In der Werbung klingt alles perfekt wie immer. „Deshalb haben wir unser
nachhaltiges Tierwohl – Projekt ins Leben gerufen, von der nicht nur die
regionalen Landwirte, sondern auch die Tiere profitieren“ heißt es da. Die
Grundsätze umfassten vor allem die Fütterung, die Aufzucht, ausreichend
Auslauf, Stroheinstreu und ein respektvolles Zusammenleben von Mensch und Tier
klopft man sich selbst auf die Schulter. „Somit stellen wir sicher, dass unsere
Tiere natürlich, gesund und stressfrei aufwachsen können“.
Für die Tiere mag das gelten. Für die Menschen, zumal für Bauern oft
nicht. Denn die Wirklichkeit kann auch eine ganz andere sein, wie in den
vergangenen Wochen Landwirte im Oberösterreichischen erfahren mussten.

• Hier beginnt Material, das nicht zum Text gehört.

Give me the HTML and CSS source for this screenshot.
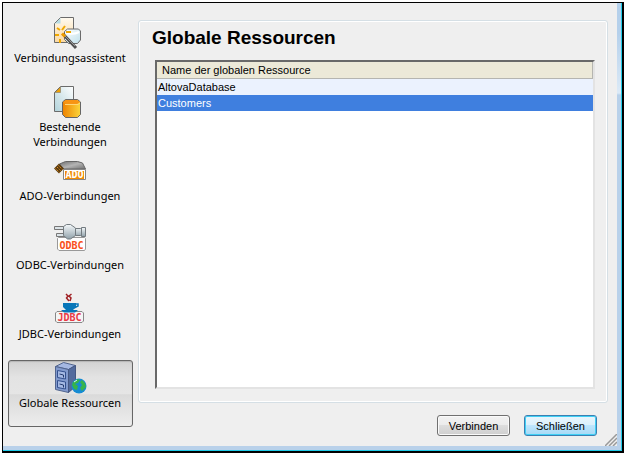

„Tierwohlstall stinkt den Anrainern“, hieß es da in fetten Lettern. Und
„Tierwohlstall bringt Nachbarn in Rage“. Unterschriftenlisten kursierten, das
Fernsehen kreuzte auf, die Bürgermeisterin schaltete sich ein. Da nutzten alle
Genehmigungen nichts. Wenn‘s mit Tierwohl ernst wird, schaut die Welt sehr
schnell ganz anders. „Es stinkt fast täglich, draußen zu frühstücken oder zu
jausnen ist dann unmöglich“, behauptet man selbst in hunderte Meter vom Stall
entfernten Wohnhäusern.Tierhaltern ist das nicht fremd. Vor allem die Schweine- und die Geflügelhalter leiden unter den überall größer werdenden Schwierigkeiten, ihre Betriebe entwickeln zu können. Nun eben auch, wenn es um Tierwohlställe geht, die mit viel Stroh, mit viel Auslauf und mit viel frischer Luft den Tieren genau das bieten wollen, was sie sich und die Konsumenten sich angeblich wünschen. Aber wohl nur, wenn das nicht gerade vor der eigenen Haustüre so gemacht werden soll.

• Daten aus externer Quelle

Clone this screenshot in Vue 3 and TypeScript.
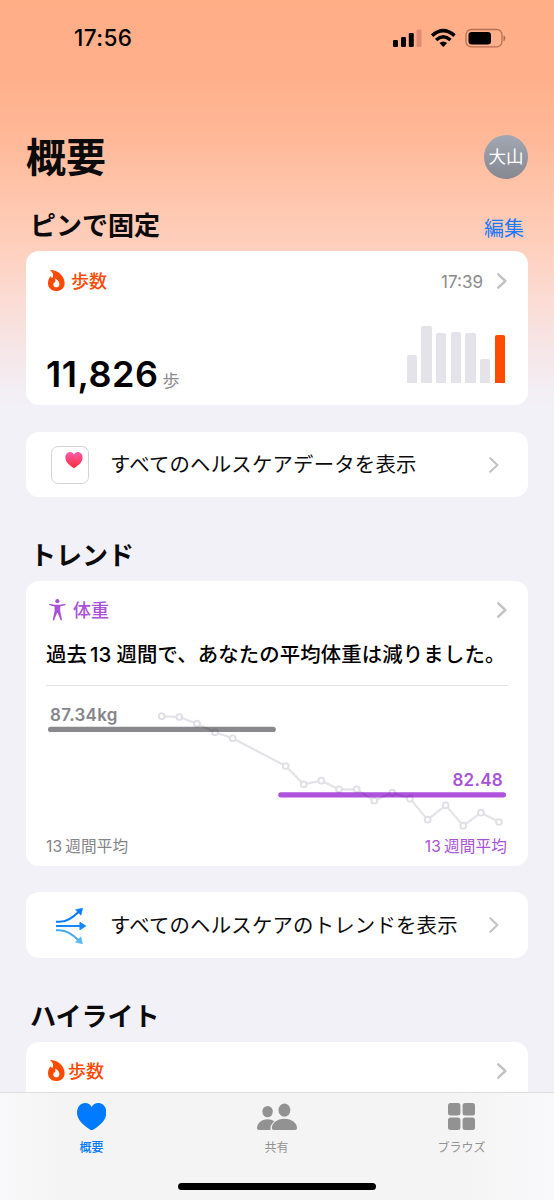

Die Lage ist verzwickt. Auf der einen Seite kann man durchaus verstehen, dass man sich von den Gerüchen eines Schweinestalls belästigt fühlen kann. Auf der anderen Seite steht freilich der Landwirt, der die Möglichkeit haben muss, seinen Betrieb den modernen Erfordernissen anpassen zu können. „Viele Bauern scheuen schon vor Investitionen zurück, sie wollen ja nicht Buhmann sein“ heißt es nicht selten.
Politik und Standesvertretung kommen mit diesen Problemen immer weniger
zurecht. Auch wenn sich die Landwirte noch so strengen Auflagen unterwerfen,
alle Bescheide haben und alle Widmungen, sind sie nicht vor Protesten und
Anfeindungen gefeit. Auch, weil das Recht, alles anzufechten, zu beeinspruchen
und verbieten zu wollen, inzwischen offenbar jeder nach Gutdünken in Anspruch
nimmt. Und wenn nicht am offiziellen Weg, dann über Medien oder
Unterschriftenaktionen.
Die Bauern sitzen
da eindeutig am kürzeren Ast. Mitunter fühlen sie sich als Freiwild. Nicht nur,
wenn es um moderne Stallungen geht, auch wenn es um die Sanktionierung von
Stalleinbrüchen geht, bei denen die Landwirte kaum Möglichkeiten haben, ihre
Rechte durchzusetzen. „Was sollen wir noch machen?“ fragen sie und bekommen keine rechte Antwort. Und Sicherheit erst recht nicht. Selbst an Standards für Prüfungen etwa der Geruchsbelästigung mangelt es immer noch.
Und freilich oft auch am Rückgrat. „Die Bürgermeisterin hofft auf den Herbst, und darauf, dass sich die Lage beruhigt“, hieß es in einer Zeitung.